磁力線の束が存在すると、状況が変化します。記事「プラズマと磁場:磁力線が「実体」を帯びる」で説明しているように、磁力線は プラズマ 脚注 [プラズマ]:粒子が電子を手放して電荷を持つようになることを電離と言います。太陽内部やコロナは温度が高いので、主な構成元素である水素やヘリウムは、電離してイオンの状態で存在します。電荷を持った粒子を含む気体をプラズマと言います。太陽表面は温度が不十分なので、一部の粒子のみが電離しています。この状態を部分電離と言います。 に対して相対的に移動することができません (凍結定理)。このため、気体が対流すると、それに伴って磁力線も動かなければなりません。磁場が弱いうちは対流のエネルギーが磁場に勝り、磁力線が対流運動に従って動いていますが、黒点ほどの磁場の強さになってくると、磁力線の存在によって気体の動きが制限されるようになります。対流運動には磁力線に垂直な向きの運動が必要なため、磁力線の束の内部の対流は抑えられます。
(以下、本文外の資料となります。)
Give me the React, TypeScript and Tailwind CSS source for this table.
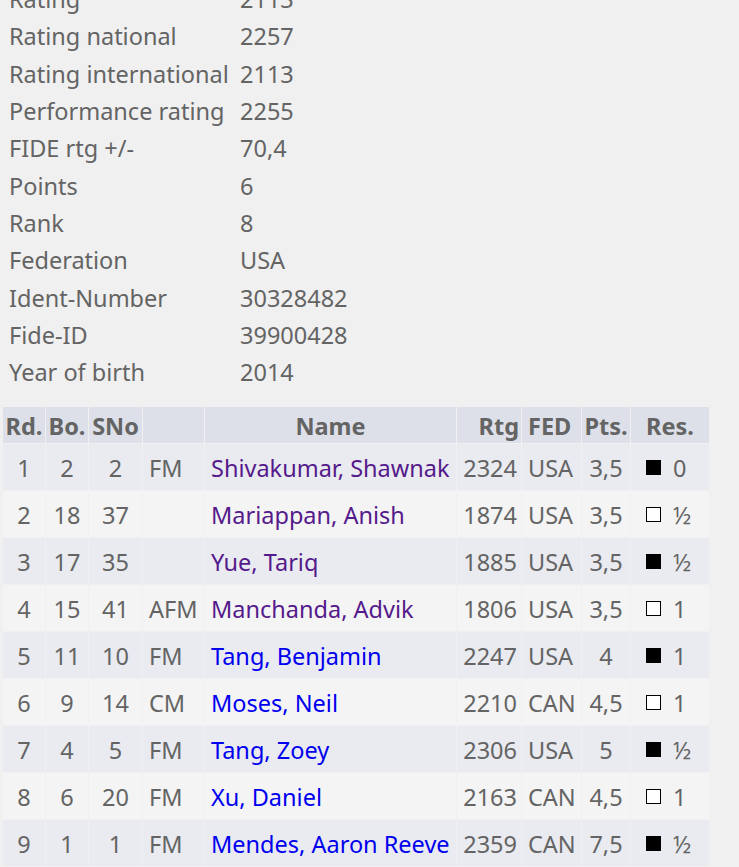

すると、表面に運ばれてくる熱量が減るため、バランスが崩れて表面の温度が下がります。図 10 に今説明したことの模式図を示しました。

半暗部の構造はなぜできるのか?

黒点が黒くなるメカニズムは説明しましたが、半暗部のフィラメント構造はどのようにしてできるのでしょうか?最近の高解像度の望遠鏡を用いた観測によって、半暗部には次のような特徴があることが分かってきました。

  • フィラメント (おたまじゃくし) の領域の磁場は、半暗部のそれ以外の領域の磁場より水平である (太陽表面に対して寝ている)。
  • 磁場の水平な領域は、半暗部の内側では周りより明るく、外側では暗い。
  • フィラメントの部分では半暗部の内側 (暗部側) から外側に向かってほぼ水平方向の速い流れがある (エバーシェッド流)。
  • おたまじゃくしの頭 (輝点) では上向きの流れがあり、おたまじゃくしの尻尾付近には下向きの流れがある。
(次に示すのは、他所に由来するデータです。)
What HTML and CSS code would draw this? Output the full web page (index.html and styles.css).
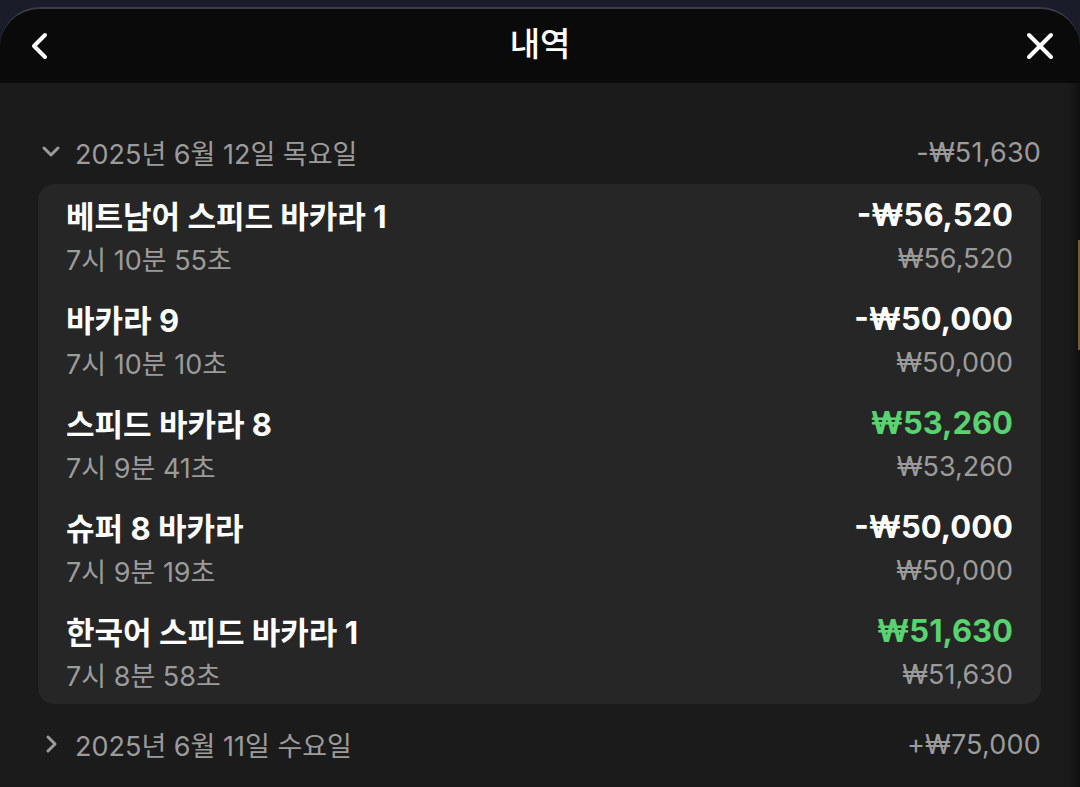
FILE: index.html
```html
<!DOCTYPE html>
<html lang="ko">
<head>
  <meta charset="UTF-8">
  <meta name="viewport" content="width=device-width, initial-scale=1.0">
  <title>내역</title>
  <link rel="stylesheet" href="styles.css">
</head>
<body>
<div class="sheet">
  <div class="header">
    <span class="icon-btn">
      <svg width="22" height="28" viewBox="0 0 22 28"><path d="M16 3 L5 14 L16 25" fill="none" stroke="#fff" stroke-width="4" stroke-linecap="round" stroke-linejoin="round"/></svg>
    </span>
    <h1>내역</h1>
    <span class="icon-btn">
      <svg width="28" height="28" viewBox="0 0 28 28"><path d="M3 3 L25 25 M25 3 L3 25" fill="none" stroke="#fff" stroke-width="4" stroke-linecap="round"/></svg>
    </span>
  </div>

  <div class="content">
    <div class="day">
      <div class="day-left">
        <svg class="chev" width="20" height="14" viewBox="0 0 20 14"><path d="M3 3 L10 10 L17 3" fill="none" stroke="#9b9b9b" stroke-width="3" stroke-linecap="round" stroke-linejoin="round"/></svg>
        <span>2025년 6월 12일 목요일</span>
      </div>
      <span class="day-total">-₩51,630</span>
    </div>

    <div class="card">
      <div class="row">
        <div class="line"><span class="game">베트남어 스피드 바카라 1</span><span class="amt">-₩56,520</span></div>
        <div class="line sub"><span>7시 10분 55초</span><span>₩56,520</span></div>
      </div>
      <div class="row">
        <div class="line"><span class="game">바카라 9</span><span class="amt">-₩50,000</span></div>
        <div class="line sub"><span>7시 10분 10초</span><span>₩50,000</span></div>
      </div>
      <div class="row">
        <div class="line"><span class="game">스피드 바카라 8</span><span class="amt win">₩53,260</span></div>
        <div class="line sub"><span>7시 9분 41초</span><span>₩53,260</span></div>
      </div>
      <div class="row">
        <div class="line"><span class="game">슈퍼 8 바카라</span><span class="amt">-₩50,000</span></div>
        <div class="line sub"><span>7시 9분 19초</span><span>₩50,000</span></div>
      </div>
      <div class="row">
        <div class="line"><span class="game">한국어 스피드 바카라 1</span><span class="amt win">₩51,630</span></div>
        <div class="line sub"><span>7시 8분 58초</span><span>₩51,630</span></div>
      </div>
    </div>

    <div class="day">
      <div class="day-left">
        <svg class="chev" width="20" height="20" viewBox="0 0 20 20"><path d="M7 3 L14 10 L7 17" fill="none" stroke="#9b9b9b" stroke-width="3" stroke-linecap="round" stroke-linejoin="round"/></svg>
        <span>2025년 6월 11일 수요일</span>
      </div>
      <span class="day-total">+₩75,000</span>
    </div>
  </div>
  <div class="scroll-mark"></div>
</div>
</body>
</html>
```

FILE: styles.css
```css
html, body {
  margin: 0;
  height: 100%;
}
body {
  background-color: #1b1c29;
  font-family: "Inter", "Noto Sans CJK KR", sans-serif;
  padding-top: 7px;
  box-sizing: border-box;
  overflow: hidden;
}
.sheet {
  position: relative;
  background-color: #1b1b1b;
  border-top: 2px solid #3b3c47;
  border-radius: 40px 40px 0 0;
  height: 100%;
  overflow: hidden;
  box-shadow: inset -10px 0 10px -6px rgba(0, 0, 0, 0.5);
}
.header {
  background-color: #0a0a0a;
  height: 74px;
  display: flex;
  align-items: center;
  justify-content: space-between;
  padding: 0 26px 0 26px;
}
.header h1 {
  margin: 0 0 8px;
  color: #fff;
  font-family: "Noto Sans CJK KR", sans-serif;
  font-size: 33px;
  font-weight: 500;
}
.icon-btn {
  display: flex;
  width: 28px;
  justify-content: center;
}
.content {
  padding: 37px 39px 0 38px;
}
.day {
  height: 64px;
  display: flex;
  align-items: center;
  justify-content: space-between;
  color: #9b9b9b;
  font-size: 27px;
}
.day-left {
  display: flex;
  align-items: center;
  gap: 14px;
}
.day-left .chev {
  margin-left: 3px;
}
.day-total {
  letter-spacing: 0.2px;
}
.card {
  background-color: #262626;
  border-radius: 16px;
  padding: 8px 28px;
  margin-bottom: 8px;
  display: flex;
  flex-direction: column;
  gap: 16px;
}
.line {
  height: 44px;
  display: flex;
  align-items: center;
  justify-content: space-between;
}
.game {
  color: #fff;
  font-size: 31px;
  font-weight: 700;
}
.amt {
  color: #fff;
  font-size: 31px;
  font-weight: 700;
}
.amt.win {
  color: #58d36f;
}
.sub {
  color: #9b9b9b;
  font-size: 27px;
}
.scroll-mark {
  position: absolute;
  right: 0;
  top: 231px;
  width: 2px;
  height: 110px;
  background-color: #7a5a2e;
}
```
これらの観測結果を踏まえて、現在、正解に近いのではないかと思われている半暗部のモデルを 図 11 に示します。

図 11   半暗部の磁場構造の模式図

図のように、半暗部において立っている磁場の中に、所々寝ている磁場が存在していると考えられています。寝ている磁力線が暗部側で突き出している箇所が輝点に相当します。この磁力線はしばらく表面を這い、半暗部の外側で再び内部に潜ると考えられています。寝ている磁場に沿って外向きの流れ (エバーシェッド流) が存在します。輝点では突き出す磁場に沿って上向きの流れが存在します。この上向きの流れは内部の熱い気体を表面にもたらすので、輝点は明るくなります。もたらされた気体はエバーシェッド流に乗って外側に行くにつれて、放射によって冷やされます。このため、半暗部の外側のフィラメントは暗くなります。冷えて密度が高くなった気体は磁力線と共に再び内部へと潜ります。このため、フィラメントの尻尾付近では下向きの流れが観測されます。このモデルは、磁力線の構造を櫛が挿された髪になぞらえて、英語で「interlocking comb」構造と呼ばれます。
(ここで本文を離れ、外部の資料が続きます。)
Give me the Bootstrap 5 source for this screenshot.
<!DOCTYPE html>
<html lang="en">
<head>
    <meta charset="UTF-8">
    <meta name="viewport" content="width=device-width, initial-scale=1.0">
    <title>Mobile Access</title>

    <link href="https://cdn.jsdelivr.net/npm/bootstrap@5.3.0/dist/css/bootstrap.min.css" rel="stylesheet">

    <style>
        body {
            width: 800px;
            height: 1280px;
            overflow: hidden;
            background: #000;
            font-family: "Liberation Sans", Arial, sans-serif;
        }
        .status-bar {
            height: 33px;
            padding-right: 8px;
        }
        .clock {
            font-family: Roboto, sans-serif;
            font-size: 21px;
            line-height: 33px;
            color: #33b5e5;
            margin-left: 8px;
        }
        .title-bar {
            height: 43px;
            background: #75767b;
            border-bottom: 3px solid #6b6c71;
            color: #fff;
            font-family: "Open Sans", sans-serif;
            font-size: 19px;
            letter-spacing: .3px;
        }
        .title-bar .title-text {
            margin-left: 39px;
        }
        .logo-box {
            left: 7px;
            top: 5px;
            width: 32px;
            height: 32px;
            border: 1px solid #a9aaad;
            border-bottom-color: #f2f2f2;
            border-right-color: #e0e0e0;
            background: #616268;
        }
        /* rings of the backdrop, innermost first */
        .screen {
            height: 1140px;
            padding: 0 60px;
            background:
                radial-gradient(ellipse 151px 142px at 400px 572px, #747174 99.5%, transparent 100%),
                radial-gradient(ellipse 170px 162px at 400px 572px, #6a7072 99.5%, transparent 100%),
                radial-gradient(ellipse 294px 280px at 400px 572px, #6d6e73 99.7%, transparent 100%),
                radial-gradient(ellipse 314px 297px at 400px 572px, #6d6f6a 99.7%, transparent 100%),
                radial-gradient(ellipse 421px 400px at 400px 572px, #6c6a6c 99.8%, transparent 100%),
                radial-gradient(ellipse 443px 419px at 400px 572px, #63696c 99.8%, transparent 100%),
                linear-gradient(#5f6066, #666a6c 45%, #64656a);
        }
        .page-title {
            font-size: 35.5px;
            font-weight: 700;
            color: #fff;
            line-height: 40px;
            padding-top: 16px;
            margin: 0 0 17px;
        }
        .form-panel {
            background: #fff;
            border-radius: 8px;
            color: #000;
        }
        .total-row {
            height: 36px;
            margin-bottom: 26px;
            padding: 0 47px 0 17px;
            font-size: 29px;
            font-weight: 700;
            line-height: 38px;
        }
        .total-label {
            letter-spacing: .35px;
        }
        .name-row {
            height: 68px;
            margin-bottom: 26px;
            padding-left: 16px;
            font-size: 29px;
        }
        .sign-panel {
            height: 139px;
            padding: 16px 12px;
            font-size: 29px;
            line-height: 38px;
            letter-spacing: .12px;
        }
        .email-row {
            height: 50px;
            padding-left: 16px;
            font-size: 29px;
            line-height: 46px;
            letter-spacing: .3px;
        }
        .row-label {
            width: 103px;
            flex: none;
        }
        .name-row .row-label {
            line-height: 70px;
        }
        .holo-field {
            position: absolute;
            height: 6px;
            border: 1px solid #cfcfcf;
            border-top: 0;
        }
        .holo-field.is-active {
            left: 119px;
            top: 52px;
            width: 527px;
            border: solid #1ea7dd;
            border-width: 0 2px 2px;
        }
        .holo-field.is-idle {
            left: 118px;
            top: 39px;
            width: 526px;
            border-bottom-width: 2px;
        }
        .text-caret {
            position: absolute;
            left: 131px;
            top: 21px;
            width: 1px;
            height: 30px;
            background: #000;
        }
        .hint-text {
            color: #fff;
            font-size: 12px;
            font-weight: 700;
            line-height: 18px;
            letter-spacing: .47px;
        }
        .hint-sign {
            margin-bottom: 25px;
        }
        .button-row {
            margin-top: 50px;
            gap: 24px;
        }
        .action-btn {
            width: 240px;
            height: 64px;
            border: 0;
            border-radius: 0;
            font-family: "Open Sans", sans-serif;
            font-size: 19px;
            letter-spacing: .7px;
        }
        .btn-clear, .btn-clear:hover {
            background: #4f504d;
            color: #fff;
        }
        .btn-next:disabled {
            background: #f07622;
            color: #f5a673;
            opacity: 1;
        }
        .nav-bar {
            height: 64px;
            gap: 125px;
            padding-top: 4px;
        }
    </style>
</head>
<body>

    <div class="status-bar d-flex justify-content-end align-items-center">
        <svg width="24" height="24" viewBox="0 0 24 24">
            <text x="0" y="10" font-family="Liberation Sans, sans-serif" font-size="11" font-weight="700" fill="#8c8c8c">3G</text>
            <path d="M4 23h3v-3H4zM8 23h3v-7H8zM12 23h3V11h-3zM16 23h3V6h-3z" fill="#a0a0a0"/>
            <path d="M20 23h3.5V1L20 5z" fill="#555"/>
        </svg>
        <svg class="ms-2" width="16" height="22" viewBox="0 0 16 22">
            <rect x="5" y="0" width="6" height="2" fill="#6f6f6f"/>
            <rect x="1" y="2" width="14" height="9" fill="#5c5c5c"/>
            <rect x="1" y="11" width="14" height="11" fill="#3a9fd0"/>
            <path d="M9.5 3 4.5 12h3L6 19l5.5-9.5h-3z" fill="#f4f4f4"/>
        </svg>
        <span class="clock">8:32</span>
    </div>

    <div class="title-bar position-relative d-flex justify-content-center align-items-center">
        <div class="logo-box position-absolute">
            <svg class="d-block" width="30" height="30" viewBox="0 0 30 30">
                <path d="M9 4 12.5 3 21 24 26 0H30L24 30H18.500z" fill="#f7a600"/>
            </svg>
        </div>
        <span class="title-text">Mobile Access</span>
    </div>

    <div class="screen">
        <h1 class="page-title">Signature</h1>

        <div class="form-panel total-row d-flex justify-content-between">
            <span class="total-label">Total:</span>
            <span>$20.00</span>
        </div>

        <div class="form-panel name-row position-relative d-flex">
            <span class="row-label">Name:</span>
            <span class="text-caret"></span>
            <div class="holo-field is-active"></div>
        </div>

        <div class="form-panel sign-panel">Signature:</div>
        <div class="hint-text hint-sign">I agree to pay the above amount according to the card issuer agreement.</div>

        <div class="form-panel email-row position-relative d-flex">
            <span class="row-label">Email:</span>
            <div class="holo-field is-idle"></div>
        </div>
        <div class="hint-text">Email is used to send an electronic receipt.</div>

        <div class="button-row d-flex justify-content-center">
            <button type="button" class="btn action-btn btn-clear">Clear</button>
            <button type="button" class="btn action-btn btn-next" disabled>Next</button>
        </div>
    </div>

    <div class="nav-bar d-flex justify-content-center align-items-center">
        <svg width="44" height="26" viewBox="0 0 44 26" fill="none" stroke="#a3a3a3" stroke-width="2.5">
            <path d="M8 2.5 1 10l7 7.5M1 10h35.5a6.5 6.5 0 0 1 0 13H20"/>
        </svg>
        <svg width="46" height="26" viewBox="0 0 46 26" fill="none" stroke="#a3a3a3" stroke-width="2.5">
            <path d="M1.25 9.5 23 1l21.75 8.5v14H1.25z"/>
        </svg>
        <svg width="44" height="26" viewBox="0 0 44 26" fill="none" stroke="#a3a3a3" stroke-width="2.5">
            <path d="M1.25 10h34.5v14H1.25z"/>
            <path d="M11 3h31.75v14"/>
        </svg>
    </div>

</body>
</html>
図 12   放射磁気流体シミュレーションによって再現された黒点半暗部の様子:a) 放たれる光の強度 b) 磁場の黒点外側に向く成分 c) 磁場の鉛直成分 (上向きが正) d) 磁場の傾き角 (鉛直上向きの場合 0 度) e) 気体の速度の黒点外側に向く成分 f) 気体の速度の鉛直成分 (上向きが正) Rempel (2011) の Figure 3。米国天文学会 の許可を得て掲載。© AAS. Reproduced with permission.

図 12Rempel (2011) によって計算された黒点の様子です。3次元的な箱の中で 磁気流体力学 脚注 [磁気流体力学]:液体や十分に濃い気体の速度、温度、圧力や密度などの時間発展を計算するための理論を流体力学と言います。特に、プラズマのような電気を通す流体を記述するために、流体力学と電磁気学を融合させた理論を磁気流体力学 (MHD) と言います。 放射輸送理論 脚注 [放射輸送]:太陽を構成するプラズマは高温なので、通常の熱伝導や熱対流に加えて、光を放出したり、近くで放出された光を吸収したりすることによって運ばれるエネルギーも無視することができません。これを放射輸送と言います。周りの物質分布や温度などの情報から、各場所での光の強度を計算するための方程式を放射輸送方程式と言います。 の方程式を計算することで、コンピュータ上に黒点を再現することに成功しています。例えば図の a) は、再現された半暗部 (太陽表面) を仮に上から観測したらどのように見えるかを表したものです。半暗部の構造が上手く再現されていることが分かります。この計算結果の解析によると、明るいフィラメント部分には確かに水平方向の磁場とエバーシェッド流が存在しているようです。筆者は内部から対流によって上がってくる気体が水平磁場にぶつかることで運動方向が水平に曲げられ、エバーシェッド流が駆動されていると結論付けています。

このようなシミュレーション結果の解析によって描かれたシナリオが現実の太陽で起きているのかを判断することは、現在の観測データでは難しく、観測技術の発展が望まれます。